The celebrations were launched on 23rd November with the opening of the exhibition “Villa Romana – Porta Romana” in the Swiss consulate. It featured black and white photographs of the villa and its surroundings from the early days of the Künstlerhaus. In addition, the Zurich-based journalist and author Willi Wottreng presented his latest book “Die Millionärin und der Maler. Die Tragödie Lydia Welti-Escher and Karl Stauffer-Bern” (The Millionaire and the Painter. The Tragedy of Lydia Welti-Escher and Karl Stauffer-Bern). The author uses primary sources to tell the story of the love affair between the heiress Lydia Welti-Escher and the painter and sculptor Karl Stauffer-Bern, that played out in the mid-1880s in Switzerland and Italy and which ended in tragedy. Subsequently the outgoing Villa Romana director Joachim Burmeister presented the author with a gift of the diary of Stauffer-Bern and a bundle of copied documents about Lydia Welti-Escher, the originals of which are in the Florence State Archive.

The second part of the festivities took place within the KHI. Gerhard Wolf presented Joachim Burmeister with a copy of the recently published edition of Max Klinger’s 544 letters from the Villa Romana archive: “Mir tanzt Florenz auch im Kopfe rum. Die Villa Romana in den Briefen von Max Klinger an den Verleger Georg Hirzel“. Angela Windholz, currently a post-doctoral scholar at the KHI, had edited the book and written the introduction. The book was printed thanks to the generous support of 5.000 EUR of the Friends of the Kunsthistorisches Institut in Florenz. The formal part of the evening was brought to a close with a concert featuring the mezzo-soprano Claudia Hasslinger - accompanied by Gregorio Nardi at the grand piano - who sang airs by Johann Brahms, Hugo Wolf and Max Reger. Afterwards the guests repaired to the Casa Zuccari for a celebratory drink.

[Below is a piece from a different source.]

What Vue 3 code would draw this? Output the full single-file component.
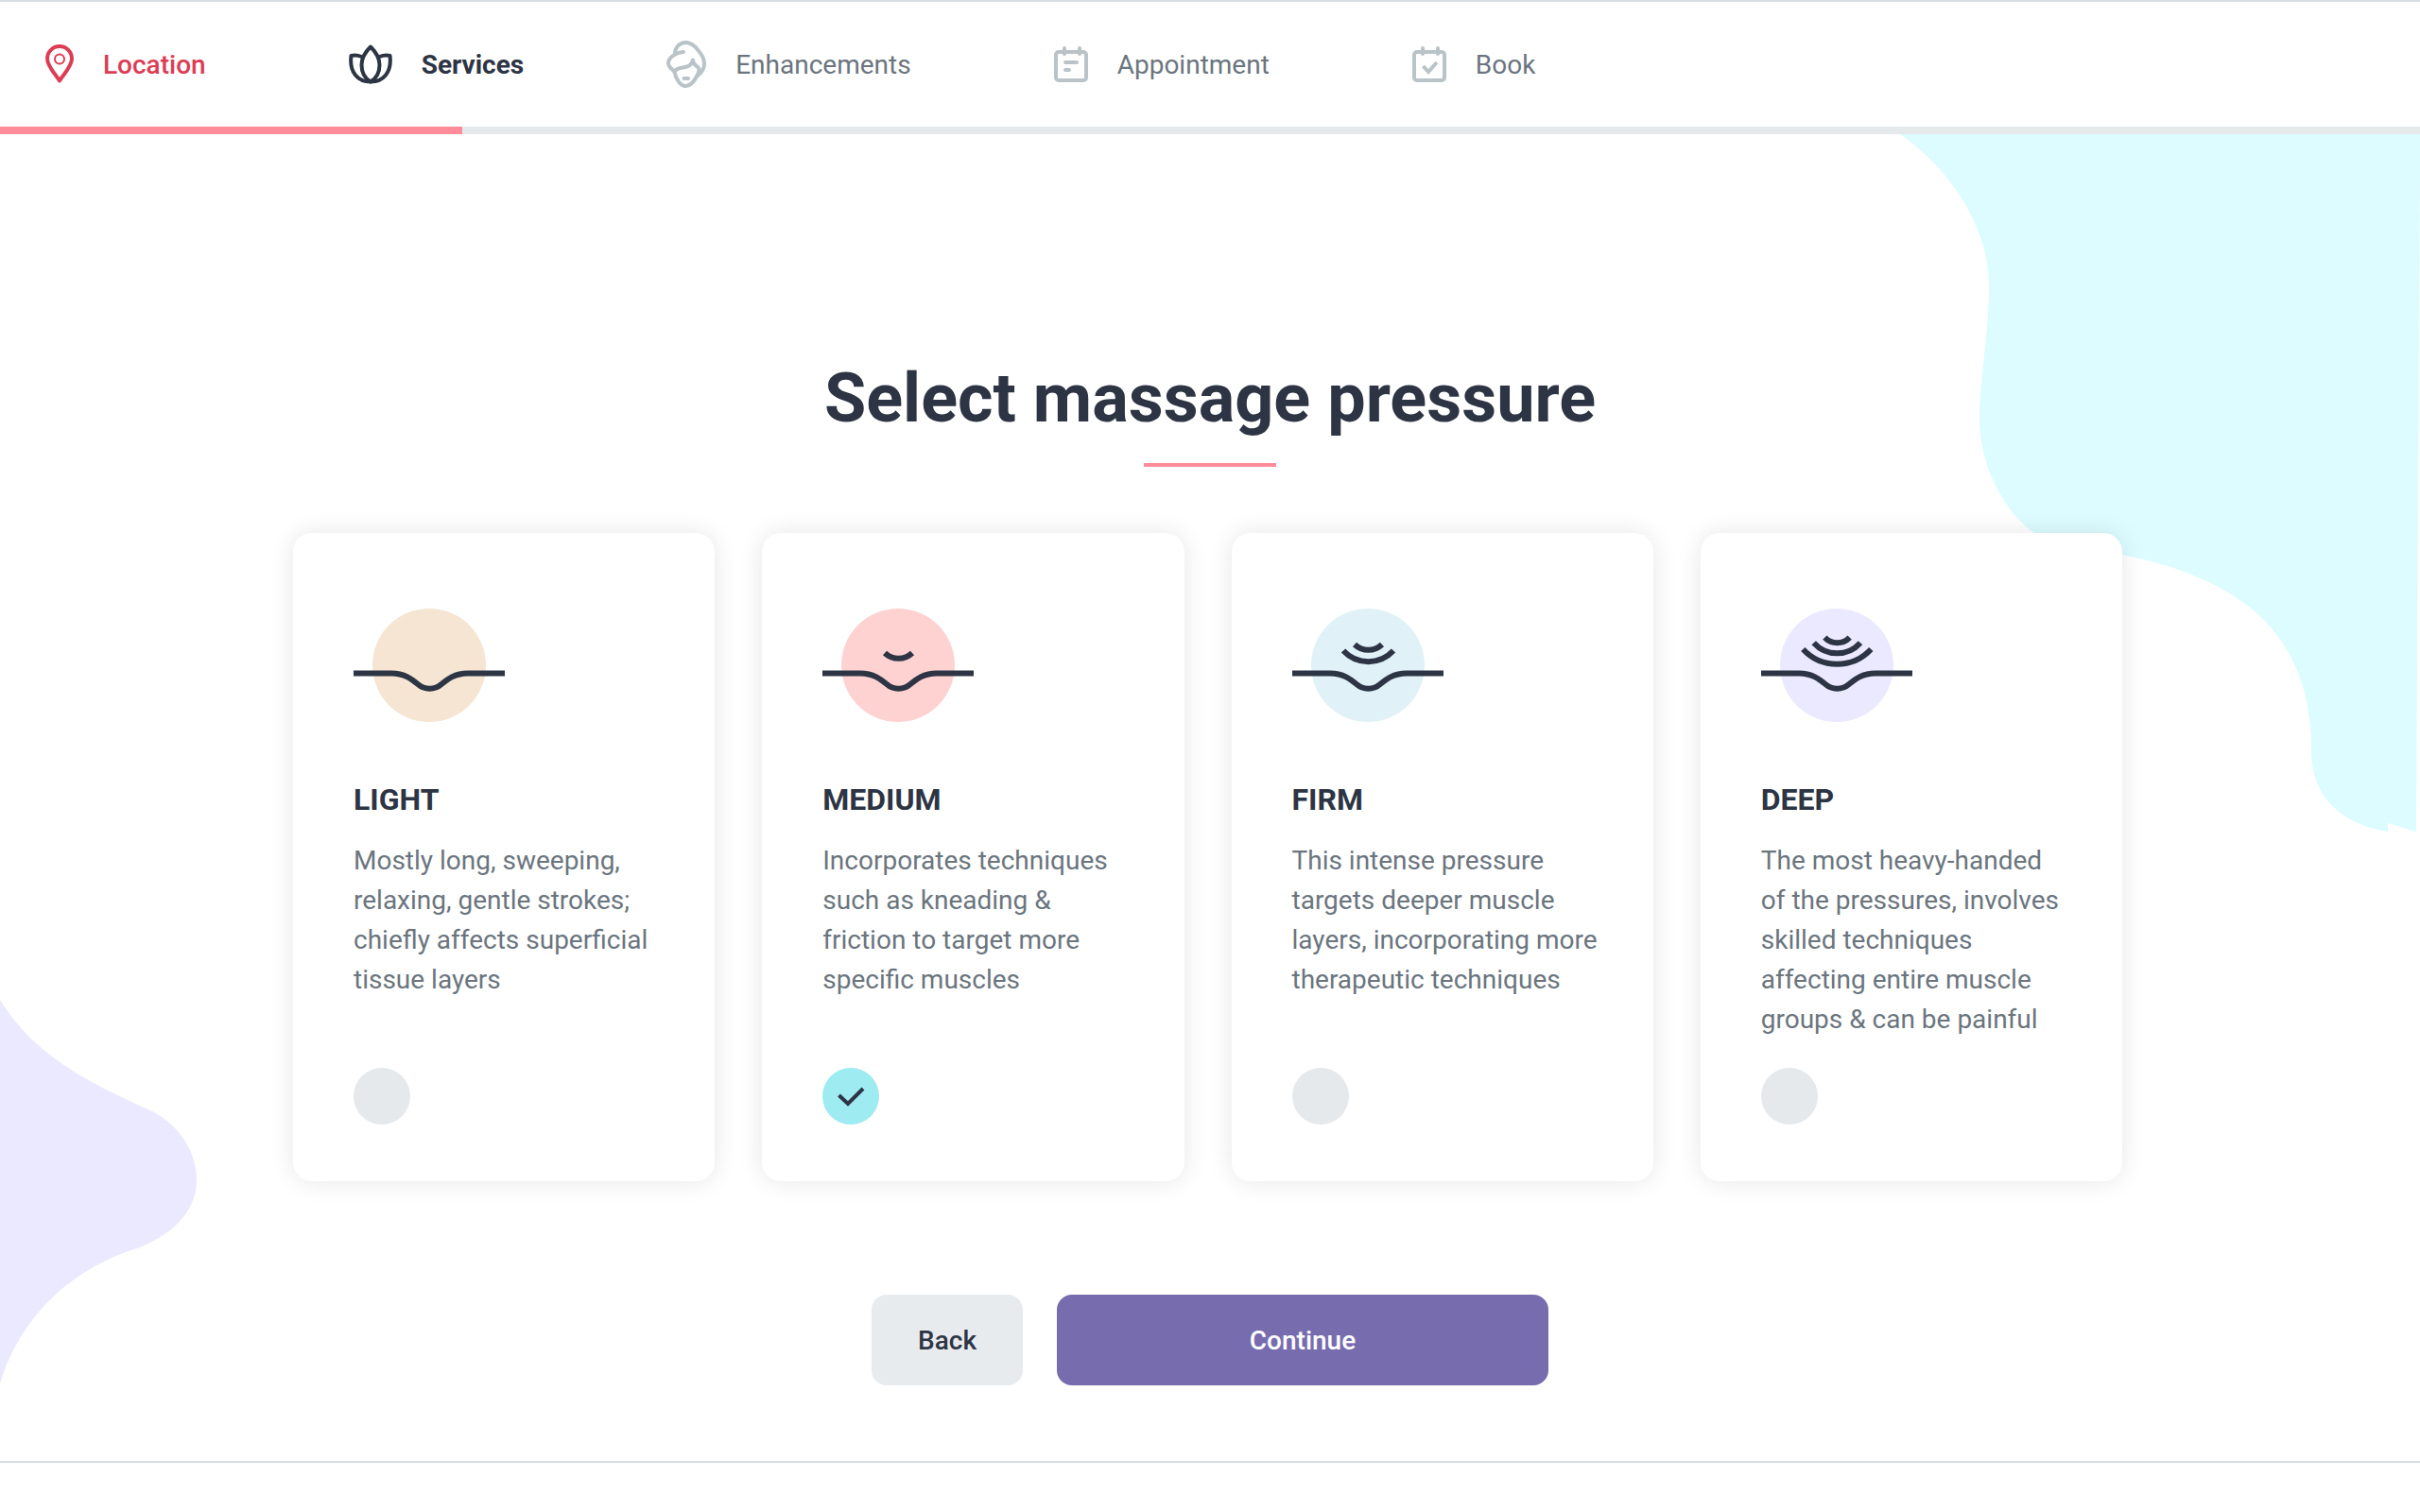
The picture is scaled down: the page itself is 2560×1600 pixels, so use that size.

On the following day the closing event was a meeting in the Palazzo Strozzi organised by the Gabinetto G. P. Vieusseux - Centro Romantico and the University of Florence. In the first section that was chaired by Maurizio Bossi, Philipp Kuhn lectured on Max Klinger and his Villa Romana, subsequently Claudia Vitale gave a talk about the women who lived and worked in the Villa Romana. At a session chaired by Maria Fancelli, Gerd Blum gave a talk on the two years that the artists Adolf von Hildebrand and Hans von Marée had spent in Florence. Giovanni Faccenda closed proceedings with a lecture on the paintings of Arnold Böcklin and Giorgio De Chirico.

Publication of the Klinger letters

The attractively printed and stylish book “Mir tanzt Florenz auch im Kopfe rum” has 495 pages and is divided into four sections. Gerhard Wolf’s preface is followed by an introduction of just under 60 pages by art historian Angela Windholz. In it she sketches the protagonists of the letters and the intricate environment within the cultural history world from 1901 to 1920. This is followed by copies of the letters and postcards written by Max Klinger in chronological order. The addresses and details of the postmarks are given where available. The edition is completed by a detailed index of people and places as well as a list of all the works of the painter, graphic artist and sculptor referred to in the letters.

Max Klinger’s letters are significant in many ways. They can be read not only as a kind of diary of this outstanding German fin-de-siècle artist but also as an interesting contemporary chronicle. Moreover, this correspondence provides the only surviving documents from the foundation period of the Künstlerhaus, after the Villa Romana archive in Berlin was destroyed by fire in World War II.

Mir tanzt Florenz auch im Kopfe rum. Die Villa Romana in den Briefen von Max Klinger an den Verleger Georg Hirzel edited with an introduction by Angela Windholz, Munich et al 2005.